Cela n’explique cependant pas la place octroyée à cette pièce dans l’Orgelbüchlein, d’autant plus que le plan prévu pour ce recueil a été méthodiquement réfléchi. D’abord l’année liturgique, en commençant bien entendu par l’Avent, puis divers thèmes théologiques ou spirituels. Jean-Sébastien Bach n’a laissé, hélas pour nous, pas même un tiers des chorals envisagés – 46 sur 164. Néanmoins, la plupart de ceux qui nous sont parvenus concernent justement l’année liturgique, et sont, redisons-le, dûment ordonnés (3).
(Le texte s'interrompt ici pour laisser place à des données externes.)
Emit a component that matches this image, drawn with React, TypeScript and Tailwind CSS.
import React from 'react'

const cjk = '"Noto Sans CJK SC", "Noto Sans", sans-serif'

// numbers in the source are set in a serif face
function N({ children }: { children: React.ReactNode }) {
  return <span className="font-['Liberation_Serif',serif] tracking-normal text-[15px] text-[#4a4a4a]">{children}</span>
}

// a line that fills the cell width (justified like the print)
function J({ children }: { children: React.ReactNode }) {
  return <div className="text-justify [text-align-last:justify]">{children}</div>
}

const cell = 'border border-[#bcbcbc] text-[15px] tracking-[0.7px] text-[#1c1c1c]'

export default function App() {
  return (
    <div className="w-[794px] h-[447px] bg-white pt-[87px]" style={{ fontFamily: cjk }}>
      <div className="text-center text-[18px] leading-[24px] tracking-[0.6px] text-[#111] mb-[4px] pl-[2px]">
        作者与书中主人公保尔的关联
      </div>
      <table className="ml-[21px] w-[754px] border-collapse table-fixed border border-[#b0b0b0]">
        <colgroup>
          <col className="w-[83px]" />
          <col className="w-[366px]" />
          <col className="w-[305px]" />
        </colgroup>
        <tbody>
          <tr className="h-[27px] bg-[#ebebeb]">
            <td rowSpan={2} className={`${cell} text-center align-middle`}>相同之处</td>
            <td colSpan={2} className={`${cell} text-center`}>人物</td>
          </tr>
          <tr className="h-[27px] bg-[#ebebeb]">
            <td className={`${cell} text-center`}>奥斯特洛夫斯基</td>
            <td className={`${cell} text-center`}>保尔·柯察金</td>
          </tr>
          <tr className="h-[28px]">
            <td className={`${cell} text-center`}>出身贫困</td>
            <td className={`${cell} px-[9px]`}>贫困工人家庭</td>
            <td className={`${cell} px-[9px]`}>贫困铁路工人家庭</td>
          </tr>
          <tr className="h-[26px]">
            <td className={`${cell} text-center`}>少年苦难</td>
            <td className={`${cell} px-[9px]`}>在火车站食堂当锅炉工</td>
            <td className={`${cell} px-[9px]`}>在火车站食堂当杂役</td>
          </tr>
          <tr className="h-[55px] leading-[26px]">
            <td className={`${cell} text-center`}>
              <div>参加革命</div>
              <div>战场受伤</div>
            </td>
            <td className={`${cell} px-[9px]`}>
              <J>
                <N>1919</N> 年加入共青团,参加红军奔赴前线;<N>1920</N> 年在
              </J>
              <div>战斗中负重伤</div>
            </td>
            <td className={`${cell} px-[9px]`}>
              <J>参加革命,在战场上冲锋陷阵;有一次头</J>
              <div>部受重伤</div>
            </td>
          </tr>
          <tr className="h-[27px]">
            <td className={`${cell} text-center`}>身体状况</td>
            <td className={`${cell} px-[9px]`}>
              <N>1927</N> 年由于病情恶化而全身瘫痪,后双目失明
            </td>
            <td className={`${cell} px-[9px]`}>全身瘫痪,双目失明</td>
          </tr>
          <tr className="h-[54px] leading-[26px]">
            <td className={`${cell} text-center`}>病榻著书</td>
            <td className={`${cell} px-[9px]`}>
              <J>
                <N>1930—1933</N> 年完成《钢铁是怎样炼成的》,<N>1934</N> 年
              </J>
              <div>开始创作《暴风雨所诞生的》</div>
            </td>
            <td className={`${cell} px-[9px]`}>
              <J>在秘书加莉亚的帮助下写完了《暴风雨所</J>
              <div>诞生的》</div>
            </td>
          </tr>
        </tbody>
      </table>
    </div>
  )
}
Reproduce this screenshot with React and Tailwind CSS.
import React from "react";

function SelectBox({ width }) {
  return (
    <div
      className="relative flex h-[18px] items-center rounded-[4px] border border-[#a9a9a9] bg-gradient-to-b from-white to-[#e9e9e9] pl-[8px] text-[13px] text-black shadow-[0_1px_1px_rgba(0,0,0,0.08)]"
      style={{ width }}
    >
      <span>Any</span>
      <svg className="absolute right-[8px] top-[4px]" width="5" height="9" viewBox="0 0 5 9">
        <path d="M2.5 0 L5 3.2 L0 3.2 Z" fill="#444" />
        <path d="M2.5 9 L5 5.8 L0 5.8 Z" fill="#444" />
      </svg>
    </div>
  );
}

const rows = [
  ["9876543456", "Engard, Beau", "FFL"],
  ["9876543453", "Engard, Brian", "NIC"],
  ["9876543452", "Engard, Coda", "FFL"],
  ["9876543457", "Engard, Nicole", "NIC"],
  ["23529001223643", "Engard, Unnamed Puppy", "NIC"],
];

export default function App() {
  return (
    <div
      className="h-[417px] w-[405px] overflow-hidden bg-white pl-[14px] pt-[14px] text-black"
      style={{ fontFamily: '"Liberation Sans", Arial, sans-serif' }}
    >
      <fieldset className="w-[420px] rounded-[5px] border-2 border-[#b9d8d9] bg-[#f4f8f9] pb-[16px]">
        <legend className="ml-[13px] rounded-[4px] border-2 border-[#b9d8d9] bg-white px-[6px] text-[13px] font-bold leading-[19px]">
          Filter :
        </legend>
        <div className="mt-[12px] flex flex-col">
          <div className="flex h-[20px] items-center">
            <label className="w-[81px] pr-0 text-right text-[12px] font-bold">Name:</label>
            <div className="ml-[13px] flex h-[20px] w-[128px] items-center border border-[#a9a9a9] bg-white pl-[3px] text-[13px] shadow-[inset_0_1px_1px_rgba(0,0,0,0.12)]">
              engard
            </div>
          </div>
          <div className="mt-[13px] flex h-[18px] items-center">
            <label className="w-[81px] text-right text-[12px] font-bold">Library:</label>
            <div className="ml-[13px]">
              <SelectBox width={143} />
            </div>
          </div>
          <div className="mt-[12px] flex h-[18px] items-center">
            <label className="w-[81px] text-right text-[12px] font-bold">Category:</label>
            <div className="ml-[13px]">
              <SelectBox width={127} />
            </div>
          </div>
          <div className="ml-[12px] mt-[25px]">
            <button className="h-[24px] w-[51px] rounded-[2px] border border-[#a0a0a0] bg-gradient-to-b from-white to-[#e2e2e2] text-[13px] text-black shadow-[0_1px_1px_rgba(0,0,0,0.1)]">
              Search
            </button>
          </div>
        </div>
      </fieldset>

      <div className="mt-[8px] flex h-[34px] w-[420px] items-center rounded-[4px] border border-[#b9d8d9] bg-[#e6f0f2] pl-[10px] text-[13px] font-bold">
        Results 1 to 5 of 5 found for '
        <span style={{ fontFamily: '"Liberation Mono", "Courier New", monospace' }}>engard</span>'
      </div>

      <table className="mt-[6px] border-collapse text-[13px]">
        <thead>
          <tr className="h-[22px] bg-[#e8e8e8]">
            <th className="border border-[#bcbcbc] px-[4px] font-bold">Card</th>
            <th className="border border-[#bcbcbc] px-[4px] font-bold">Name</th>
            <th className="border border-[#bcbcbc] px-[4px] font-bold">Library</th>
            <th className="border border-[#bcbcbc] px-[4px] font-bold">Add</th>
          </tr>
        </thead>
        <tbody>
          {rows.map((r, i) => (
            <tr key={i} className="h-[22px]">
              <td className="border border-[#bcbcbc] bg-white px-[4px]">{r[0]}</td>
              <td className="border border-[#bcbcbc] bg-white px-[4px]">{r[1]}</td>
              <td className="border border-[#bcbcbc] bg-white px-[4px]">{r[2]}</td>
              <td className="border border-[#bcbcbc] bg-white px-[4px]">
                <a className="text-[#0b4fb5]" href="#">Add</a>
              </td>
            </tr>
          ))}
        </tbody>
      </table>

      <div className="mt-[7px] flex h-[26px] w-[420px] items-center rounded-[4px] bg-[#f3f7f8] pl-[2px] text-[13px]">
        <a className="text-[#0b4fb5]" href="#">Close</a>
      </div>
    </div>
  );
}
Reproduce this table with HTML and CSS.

Or, pourquoi commencer le cycle de la Nativité par un choral sur l’Épiphanie, alors que cette solennité, si l’on suit le calendrier liturgique, est située dans la deuxième partie du temps de Noël, après le Nouvel An (4) ? On peut certes invoquer le « hasard et la nécessité ». Bach a voulu répertorier les chorals chantés à Noël, et c’est celui-ci qui lui serait venu en premier à l’esprit. Il n’y a donc pas à chercher plus loin. C’est possible. Mais chez un homme aussi subtil et méticuleux que Bach, il serait étonnant qu’il n’y ait pas une autre raison. Et lorsque l’on sait l’attachement de Bach – à l’instar de Martin Luther – à la Bible, cela vaut la peine de l’ouvrir. Or, on découvre que, contrairement à ce que laisse entendre le calendrier liturgique, Noël et l’Épiphanie ne sont pas, bibliquement parlant, deux fêtes différentes. En effet, à Noël, c’est le récit de la naissance de Jésus et l’adoration des bergers prévenus par les anges (Luc 2,1-20) qui est prescrit dans la liturgie. La visite des mages (5) telle que racontée en Matthieu 2,1-12 est lue quant à elle pour l’Épiphanie, donc bien après le 25 décembre ainsi que cela a déjà été dit ci-dessus.
De ce fait, pour le « commun des mortels », cela donne l’impression que dès la naissance de Jésus les bergers sont accourus, alors que les mages sont arrivés quelques jours après. Mais Luc ne parle ni de l’étoile ni des mages dans son récit de la Nativité, pas plus que Matthieu ne parle des bergers et des anges dans le sien. Ce sont deux récits qui racontent le même événement – la naissance de Jésus – avec différents détails qui leur sont propres ; détails qui ont bien sûr des significations exégétiques et théologiques dont il serait trop long de faire état dans le présent article. Mais revenons à Bach. Ne serait-ce pas cela qu’il aurait voulu signifier en plaçant ce choral au début du cycle de Noël ? En un mot : l’Épiphanie, c’est le récit de la Nativité raconté par l’Évangile selon Matthieu, et non pas un événement ultérieur. Il est certes impossible d’avoir la certitude que telle était la pensée de Bach en mettant ce choral à cet endroit du recueil de l’Orgelbüchlein. Mais même si cette place est seulement le fruit du hasard, ce rappel exégétique et christologique que l’on peut y lire mérite toutefois d’être souligné.

Frère Sébastien-Jean (o.s.b.)

(1) Cf. Jacques CHAILLEY, Les chorals pour orgue de J.-S. Bach, Paris, Alphonse Leduc, 1974, p. 15.

(2) Cf. Ibidem, pp. 212-213.

(3) Cf. Ibidem, pp. 15-20.

(4) Remarquons d’ailleurs à ce sujet que Bach a placé trois chorals pour cette fête du Nouvel An qui occupe une plus grande place dans la liturgie luthérienne que dans la liturgie catholique romaine Il s’agit de Helft mir Gottes Güte preisen, Das alte Jahr vergangen ist et In dir ist Freude (BWV 613, 614 et 615), même si ce dernier n’est pas peut-être pas à sa bonne place dans ce recueil. Cf. Jacques CHAILLEY, op. cit. p. 15, p. 20 pour plus de détails sur la place de la fête du Nouvel An dans la liturgie luthérienne et pp. 150-151 sur le choral In dir ist Freude.

(5) Il n’est pas dit dans l’Évangile selon Matthieu qu’ils étaient roi, même si c’est ce que la tradition chrétienne a retenu, faisant foi à des évangiles apocryphes.